In the Columbia River the fishery agencies have spent over $13 billion in public funding for salmon recovery yet have failed to achieve their goal of 5 million hatchery and wild salmonids since it was adopted in 1982. Releases of hatchery salmonids ranges from 140 to 250 million fish from 70 hatcheries at a cost of $109 million, but have failed to restore runs to historical levels. The wild runs have declined to just 2% of their historic abundance and mitigation hatcheries have failed in their promise to make up for that loss. Yet the fishery agencies and regional planners continue to advocate for more hatcheries and increased spending.

Hatchery advocates have attacked the few conservation organizations that question the use of hatcheries as a mitigation tool for declining salmonid populations. Bill Monroe said, “Shame on the Native Fish Society (again) for its relentless attack on hatcheries.” (The Oregonian, January 14, 2014)

As Molly Ivins once said, “When you find yourself in a hole quit digging.” The hatchery program is expensive and it is not sustainable. The fishery agencies are closing hatcheries because the funding is drying up not because of some latent conservation conviction.
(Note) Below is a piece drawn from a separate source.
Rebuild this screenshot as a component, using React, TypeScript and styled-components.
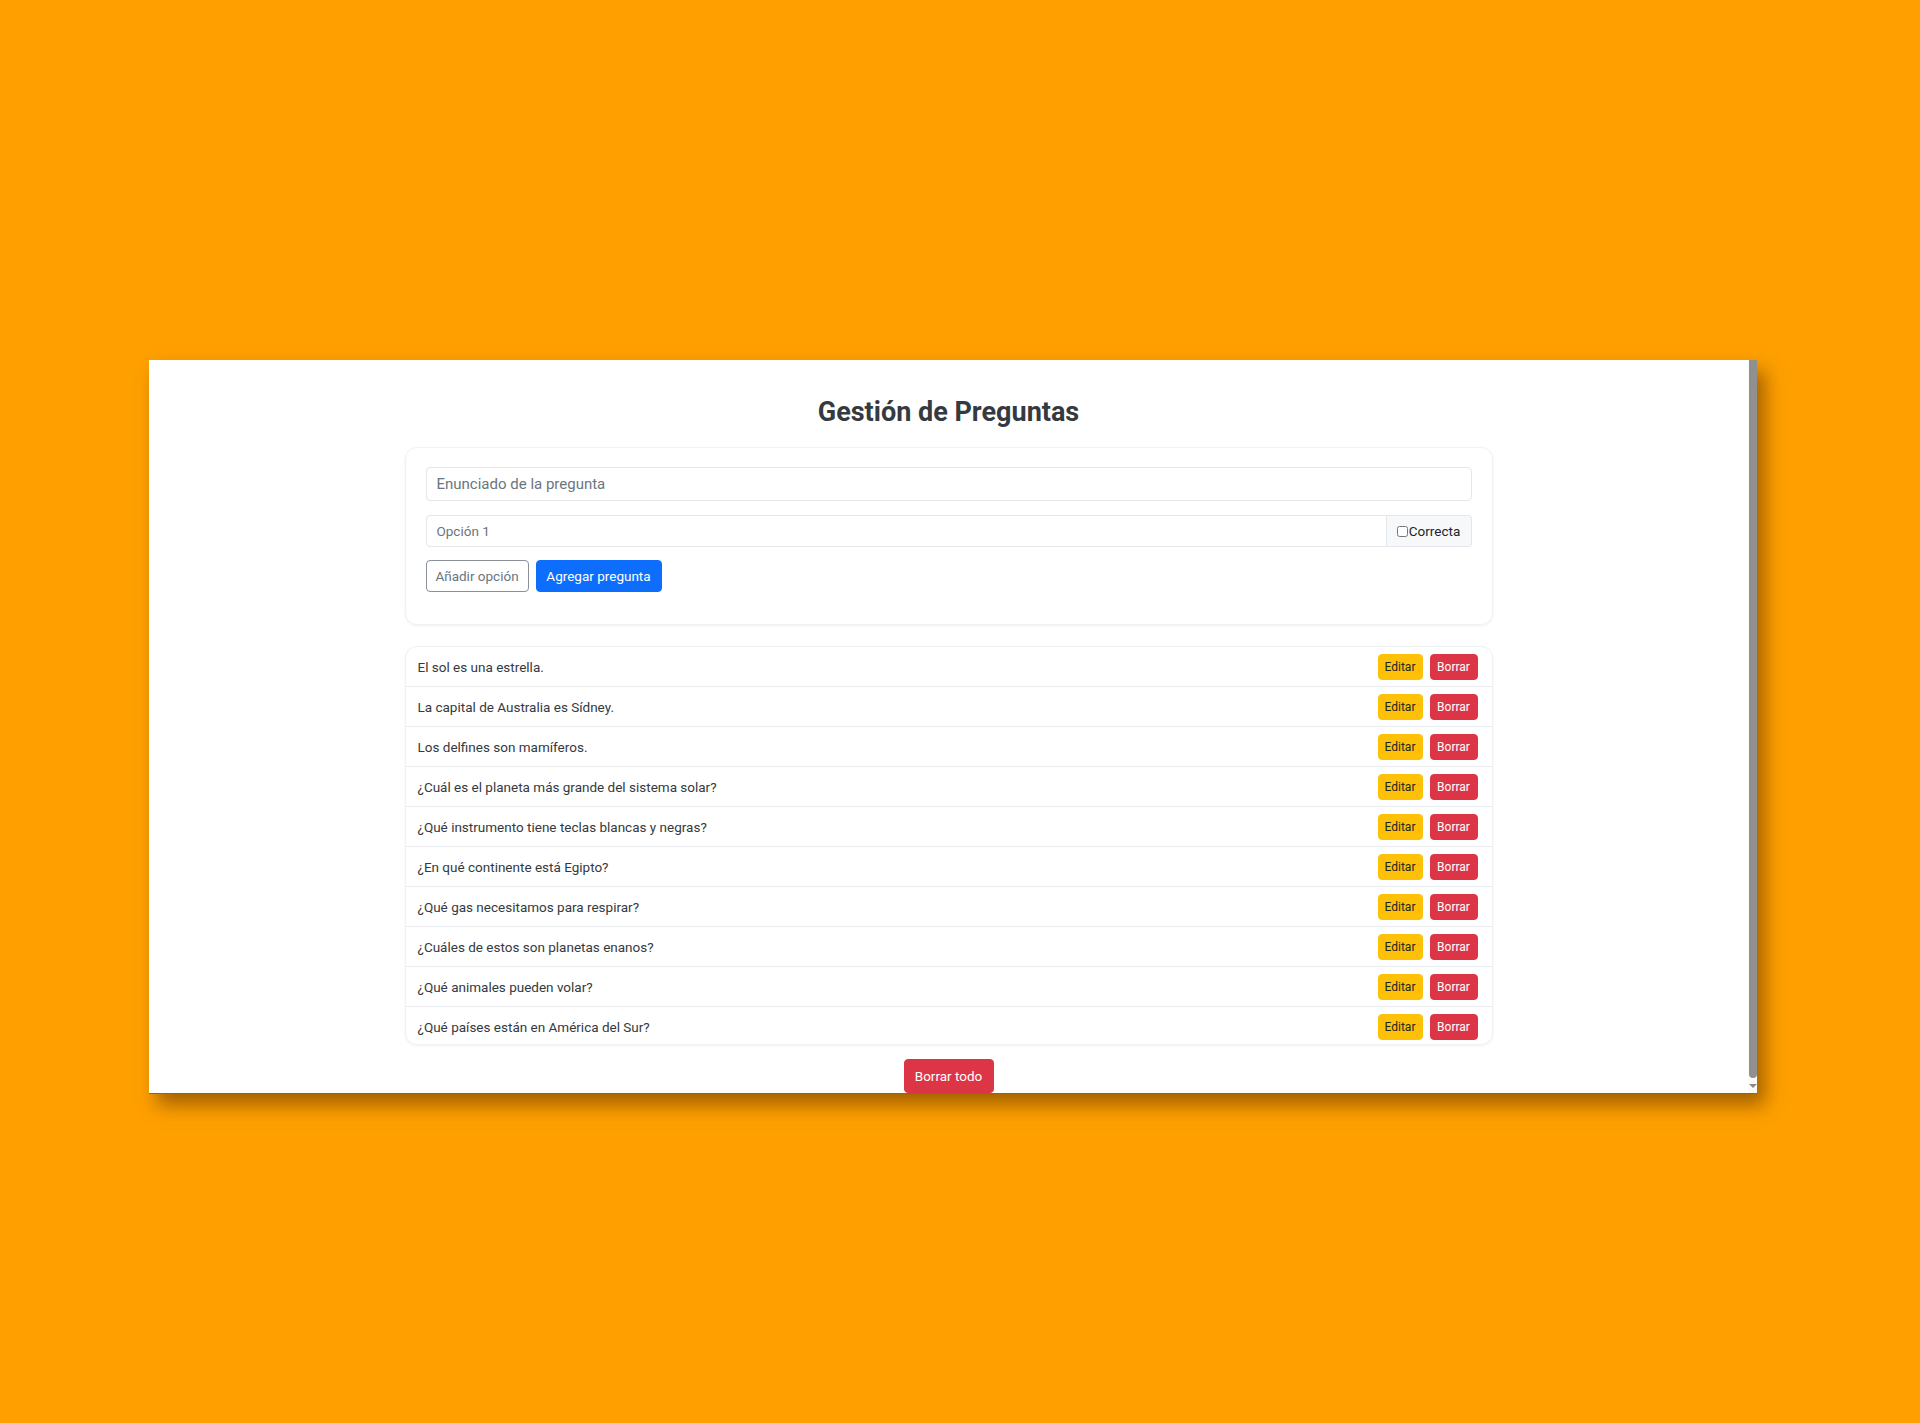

The hatcheries need wild salmonids to improve their performance (survival, cost effectiveness, and catch), but as the years go by, the wild runs are more depleted and the hatchery replacement becomes too ecologically and economically expensive. It is now possible to anticipate a future on the West Coast where wild and hatchery salmonids could be lost. Do we want a repeat the demise of Atlantic salmon on the East Coast?

The fishery agencies enjoy the safe middle ground, free of accountability for failed management, as long as the hatchery and wild fish advocates continue to fight, but it does not solve the problem of an eventual fishery collapse.